Padahal, alasan untuk berbohong akan selalu ada. Jika alasan yang muncul pertama di benak terasa kurang kuat, kita akan berusaha supaya yang kedua, ketiga, keempat lebih argumentatif. Sampai alasan paling sempurna ketemu. Dan alasan untuk berbohong akan selalu terdengar dan terlihat 'putih' di telinga dan mata kita, liars.

Lalu? Berbohong itu selamanya buruk? Bagaimana dengan pembina pramuka tadi? Mereka menggunakan kebohongan berupa cerita menarik, supaya kami anak-anak lebih mudah menangkap hikmahnya?

Saya tidak berani menyimpulkan. Anda berani?
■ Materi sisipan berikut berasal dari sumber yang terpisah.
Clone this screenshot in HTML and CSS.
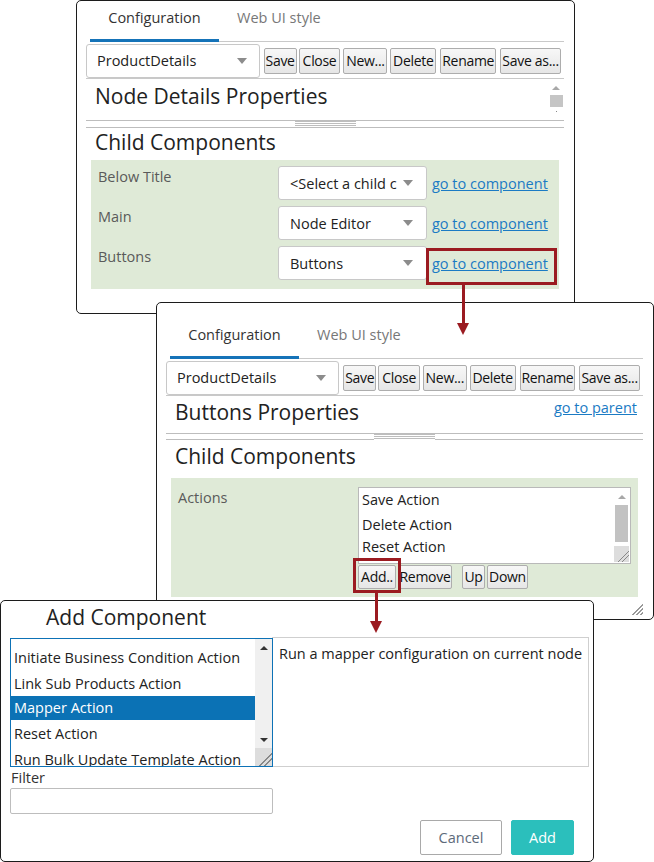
FILE: index.html
```html
<!DOCTYPE html>
<html>
<head>
<meta charset="utf-8">
<link rel="stylesheet" href="styles.css">
</head>
<body>
<div class="canvas">

  <div class="win w1">
    <div class="pane">
      <div class="tabs">
        <div class="tab active">Configuration</div>
        <div class="tab">Web UI style</div>
      </div>
      <div class="toolbar">
        <div class="select sel-main"><span class="sel-text">ProductDetails</span><i class="caret"></i></div>
        <button class="btn b-save">Save</button>
        <button class="btn b-close">Close</button>
        <button class="btn b-new">New...</button>
        <button class="btn b-delete">Delete</button>
        <button class="btn b-rename">Rename</button>
        <button class="btn b-saveas">Save as...</button>
      </div>
      <div class="props">
        <div class="props-title">Node Details Properties</div>
        <div class="vscroll"><i class="up"></i><i class="thumb"></i><i class="dot"></i></div>
      </div>
      <div class="splitter"><span class="grip"></span></div>
      <div class="section">Child Components</div>
      <div class="green">
        <div class="row">
          <div class="lbl">Below Title</div>
          <div class="select sel-child"><span class="sel-text">&lt;Select a child c</span><i class="caret"></i></div>
          <a class="link">go to component</a>
        </div>
        <div class="row">
          <div class="lbl">Main</div>
          <div class="select sel-child"><span class="sel-text">Node Editor</span><i class="caret"></i></div>
          <a class="link">go to component</a>
        </div>
        <div class="row">
          <div class="lbl">Buttons</div>
          <div class="select sel-child"><span class="sel-text">Buttons</span><i class="caret"></i></div>
          <a class="link">go to component</a>
        </div>
      </div>
    </div>
  </div>

  <div class="win w2">
    <div class="pane">
      <div class="tabs">
        <div class="tab active">Configuration</div>
        <div class="tab">Web UI style</div>
      </div>
      <div class="toolbar">
        <div class="select sel-main"><span class="sel-text">ProductDetails</span><i class="caret"></i></div>
        <button class="btn b-save">Save</button>
        <button class="btn b-close">Close</button>
        <button class="btn b-new">New...</button>
        <button class="btn b-delete">Delete</button>
        <button class="btn b-rename">Rename</button>
        <button class="btn b-saveas">Save as...</button>
      </div>
      <div class="props">
        <div class="props-title">Buttons Properties</div>
        <a class="link parent-link">go to parent</a>
      </div>
      <div class="splitter"><span class="grip"></span></div>
      <div class="section">Child Components</div>
      <div class="green">
        <div class="row row-list">
          <div class="lbl">Actions</div>
          <div class="list-col">
            <div class="listbox">
              <div class="items">
                <div class="item">Save Action</div>
                <div class="item">Delete Action</div>
                <div class="item">Reset Action</div>
              </div>
              <div class="lscroll">
                <i class="up"></i><i class="thumb"></i><i class="grip-corner"></i>
              </div>
            </div>
            <div class="list-btns">
              <button class="btn sm b-add">Add..</button>
              <button class="btn sm b-remove">Remove</button>
              <button class="btn sm b-up">Up</button>
              <button class="btn sm b-down">Down</button>
            </div>
          </div>
        </div>
      </div>
    </div>
    <i class="win-grip"></i>
  </div>

  <div class="win w3">
    <div class="dlg-title">Add Component</div>
    <div class="dlg-body">
      <div class="dlg-list">
        <div class="dlg-items">
          <div class="ditem">Initiate Business Condition Action</div>
          <div class="ditem">Link Sub Products Action</div>
          <div class="ditem selected">Mapper Action</div>
          <div class="ditem">Reset Action</div>
          <div class="ditem">Run Bulk Update Template Action</div>
        </div>
        <div class="dscroll">
          <i class="up"></i><i class="down"></i><i class="grip-corner"></i>
        </div>
      </div>
      <div class="dlg-desc">Run a mapper configuration on current node</div>
    </div>
    <div class="filter-lbl">Filter</div>
    <div class="filter-input"></div>
    <div class="dlg-actions">
      <button class="dbtn cancel">Cancel</button>
      <button class="dbtn primary">Add</button>
    </div>
  </div>

  <div class="hl hl1"></div>
  <div class="arrow a1"></div>
  <div class="hl hl2"></div>
  <div class="arrow a2"></div>

</div>
</body>
</html>
```

FILE: styles.css
```css
* { box-sizing: border-box; }
html, body { margin: 0; padding: 0; background: #fff; }
body {
  font-family: "Open Sans", "Noto Sans", sans-serif;
  font-size: 14.5px;
  color: #262626;
}
.canvas {
  position: relative;
  width: 654px;
  height: 862px;
  overflow: hidden;
  background: #fff;
}

/* windows on the desktop */
.win {
  position: absolute;
  background: #fff;
  border: 1px solid #1c1c1c;
  border-radius: 5px;
}
.w1 { left: 76px; top: 0; width: 499px; height: 314px; z-index: 1; }
.w2 { left: 156px; top: 302px; width: 498px; height: 318px; z-index: 2; }
.w3 { left: 0; top: 600px; width: 594px; height: 262px; z-index: 3; }

.pane {
  display: flex;
  flex-direction: column;
  padding: 0 10px 0 9px;
}

/* tabs */
.tabs {
  display: flex;
  margin-left: 4px;
  height: 41px;
  border-bottom: 1px solid #c9c9c9;
}
.tab {
  height: 41px;
  margin-bottom: -1px;
  padding: 7px 0 0;
  line-height: 20px;
  font-size: 14.5px;
  color: #777;
  border-bottom: 3px solid transparent;
  width: 129px;
  text-align: center;
  flex: none;
}
.tab + .tab { width: auto; padding-left: 18px; }
.tab.active { color: #333; border-bottom-color: #1573b8; }
.w2 .tabs { height: 56px; }
.w2 .tab { height: 56px; padding-top: 22px; }

/* toolbar */
.toolbar {
  display: flex;
  align-items: center;
  padding: 1px 0 0;
  height: 37px;
  border-bottom: 1px solid #c9c9c9;
}
.select {
  display: flex;
  align-items: center;
  height: 34px;
  border: 1px solid #c8c8c8;
  border-radius: 3px;
  background: #fff;
  padding: 0 12px 0 10px;
  color: #222;
  font-size: 14.5px;
}
.sel-main { width: 174px; margin-right: 4px; }
.sel-text { flex: 1; white-space: nowrap; overflow: hidden; }
.caret {
  flex: none;
  width: 0; height: 0;
  border-left: 5px solid transparent;
  border-right: 5px solid transparent;
  border-top: 6px solid #8c8c8c;
  margin-left: 4px;
}
.btn {
  font-family: "Open Sans", "Noto Sans", sans-serif;
  font-size: 14px;
  color: #111;
  height: 26px;
  padding: 0;
  margin: 0 3px 0 0;
  border: 1px solid #adadad;
  border-radius: 2px;
  background: linear-gradient(#f7f7f7, #e6e6e6);
  text-align: center;
  white-space: nowrap;
  letter-spacing: -0.3px;
  line-height: 24px;
}
.b-save { width: 33px; margin-right: 2px; }
.b-close { width: 42px; }
.b-new { width: 44px; }
.b-delete { width: 46px; margin-right: 4px; }
.b-rename { width: 56px; margin-right: 4px; }
.b-saveas { width: 61px; }

/* properties header */
.props {
  display: flex;
  align-items: flex-start;
  height: 41px;
  padding-left: 9px;
}
.w2 .props { height: 37px; }
.props-title {
  flex: 1;
  font-size: 21px;
  line-height: 28px;
  padding-top: 3px;
  color: #222;
}
.w2 .props-title { padding-top: 2px; }
.vscroll {
  width: 14px;
  height: 38px;
  margin-top: 1px;
  margin-right: 1px;
  display: flex;
  flex-direction: column;
  align-items: center;
}
.vscroll .up {
  margin-top: 6px;
  width: 0; height: 0;
  border-left: 4px solid transparent;
  border-right: 4px solid transparent;
  border-bottom: 4px solid #a8a8a8;
}
.vscroll .thumb { margin-top: 5px; width: 13px; height: 12px; background: #c5c5c5; }
.vscroll .dot { margin-top: 4px; width: 1px; height: 1px; background: #888; }

.link {
  color: #1b7bc4;
  text-decoration: underline;
  font-size: 14.5px;
  white-space: nowrap;
}
.parent-link { margin-top: 2px; margin-right: 6px; line-height: 20px; }

/* splitter */
.splitter {
  height: 8px;
  border-top: 1px solid #bdbdbd;
  border-bottom: 1px solid #bdbdbd;
  display: flex;
  justify-content: center;
  align-items: center;
}
.w2 .splitter { height: 7px; }
.grip {
  width: 61px;
  height: 6px;
  background: repeating-linear-gradient(#bdbdbd 0 1px, #fff 1px 2px);
}

.section {
  font-size: 21px;
  line-height: 28px;
  color: #222;
  padding-left: 9px;
  margin-bottom: 4px;
}
.w2 .section { margin-top: 2px; margin-bottom: 8px; }

/* green child components box */
.green {
  margin: 0 5px;
  background: #dfead7;
  padding: 6px 7px 9px;
  display: flex;
  flex-direction: column;
  gap: 6px;
}
.w2 .green { padding: 9px 7px 8px; }
.row { display: flex; align-items: center; height: 34px; }
.lbl {
  width: 180px;
  flex: none;
  align-self: flex-start;
  line-height: 22px;
  color: #5a5a5a;
  font-size: 14.5px;
}
.sel-child { width: 149px; padding: 0 13px 0 11px; }
.row .link { margin-left: 5px; }

.row-list { height: auto; align-items: flex-start; }
.list-col { display: flex; flex-direction: column; }
.listbox {
  width: 273px;
  height: 77px;
  border: 1px solid #b9b9b9;
  background: #fff;
  display: flex;
}
.items { flex: 1; padding: 0 0 0 3px; overflow: hidden; }
.item { line-height: 24px; color: #222; white-space: nowrap; }
.item + .item { margin-top: 1px; }
.item:last-child { margin-top: -2px; }
.lscroll {
  width: 15px;
  margin: 1px 1px 1px 0;
  display: flex;
  flex-direction: column;
  align-items: center;
}
.lscroll .up {
  margin-top: 6px;
  width: 0; height: 0;
  border-left: 4px solid transparent;
  border-right: 4px solid transparent;
  border-bottom: 4px solid #a8a8a8;
}
.lscroll .thumb { margin-top: 6px; width: 13px; height: 37px; background: #c2c2c2; }
.grip-corner {
  margin-top: auto;
  width: 15px;
  height: 16px;
  background:
    linear-gradient(135deg, transparent 0 62%, #888 62% 66%, transparent 66% 76%, #888 76% 80%, transparent 80%),
    #ddd;
}
.list-btns { display: flex; margin-top: 1px; }
.btn.sm { height: 24px; line-height: 22px; }
.b-add { width: 38px; margin-right: 2px; }
.b-remove { width: 54px; margin-right: 10px; }
.b-up { width: 23px; margin-right: 2px; }
.b-down { width: 41px; }

.win-grip {
  position: absolute;
  right: 10px;
  bottom: 4px;
  width: 13px;
  height: 13px;
  background: linear-gradient(135deg, transparent 0 55%, #999 55% 62%, transparent 62% 72%, #999 72% 79%, transparent 79% 86%, #999 86% 93%, transparent 93%);
}

/* dialog */
.dlg-title {
  font-size: 21px;
  line-height: 28px;
  color: #222;
  padding: 2px 0 0 45px;
}
.dlg-body {
  display: flex;
  margin: 7px 0 0 9px;
  height: 129px;
}
.dlg-list {
  position: relative;
  z-index: 1;
  width: 263px;
  height: 129px;
  border: 1px solid #0d72b6;
  display: flex;
  background: #fff;
}
.dlg-items { flex: 1; overflow: hidden; padding-top: 7px; }
.ditem { line-height: 24px; height: 25.5px; padding-left: 3px; color: #222; white-space: nowrap; }
.ditem.selected { background: #0b72b5; color: #fff; height: 24px; margin: -1px 0 2px; }
.dscroll {
  width: 17px;
  background: #f0f0f0;
  display: flex;
  flex-direction: column;
  align-items: center;
}
.dscroll .up {
  margin-top: 7px;
  width: 0; height: 0;
  border-left: 4px solid transparent;
  border-right: 4px solid transparent;
  border-bottom: 4px solid #333;
}
.dscroll .down {
  margin-top: 88px;
  width: 0; height: 0;
  border-left: 4px solid transparent;
  border-right: 4px solid transparent;
  border-top: 4px solid #333;
}
.dscroll .grip-corner { width: 17px; height: 18px; background-color: #ddd; }
.dlg-desc {
  width: 317px;
  height: 130px;
  margin-top: -1px;
  margin-left: -1px;
  border: 1px solid #cfcfcf;
  padding: 6px 0 0 6px;
  line-height: 20px;
  color: #222;
  white-space: nowrap;
}
.filter-lbl { margin: 1px 0 0 10px; line-height: 20px; color: #333; }
.filter-input {
  margin-left: 9px;
  width: 263px;
  height: 26px;
  border: 1px solid #bdbdbd;
  border-radius: 2px;
}
.dlg-actions {
  display: flex;
  justify-content: flex-end;
  gap: 9px;
  margin: 6px 19px 0 0;
}
.dbtn {
  font-family: "Open Sans", "Noto Sans", sans-serif;
  font-size: 14.5px;
  height: 35px;
  border-radius: 2px;
  padding: 0;
}
.dbtn.cancel { width: 82px; border: 1px solid #a9a9a9; background: #fff; color: #5d6a7a; }
.dbtn.primary { width: 63px; border: 1px solid #2bbfbc; background: #2bbfbc; color: #fff; }

/* annotation overlays */
.hl {
  position: absolute;
  border: 3px solid #9b1b21;
  z-index: 10;
}
.hl1 { left: 426px; top: 248px; width: 131px; height: 37px; }
.hl2 { left: 353px; top: 558px; width: 48px; height: 35px; }
.arrow {
  position: absolute;
  width: 3px;
  background: #9b1b21;
  z-index: 10;
}
.arrow::after {
  content: "";
  position: absolute;
  left: -5px;
  bottom: -12px;
  border-left: 6.5px solid transparent;
  border-right: 6.5px solid transparent;
  border-top: 12px solid #9b1b21;
}
.a1 { left: 462px; top: 284px; height: 39px; }
.a2 { left: 375px; top: 593px; height: 28px; }
```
(Malam itu kami semua tidak bisa tidur, mengobrol di tenda masing-masing. Topik obrolan kami bukan tentang orang tua, tetapi meteor.)

Jagonya bersih-bersih

December 01, 2006

Teman saya, mahasiswi S2, cerita. Dia punya dosen bule. Nah, di sela sebuah kuliah tentang SDM si bule tadi ngasih perumpamaan (pakai bahasa bule nih, ini versi terjemahannya), "Orang Indonesia itu kalau misalnya saya tempatkan jadi manajer, nilainya maksimal cuma 50. Kalau jadi supervisor, paling-paling mentoknya saya kasih 80. Nah kalau saya suruh bersih-bersih, mesti deh, semua dapet 100!"

(Apa iya, gitu? Mmm iya ya, gitu ya. Gubrakk!! (kepleset kain pel, kelamaan mikir).)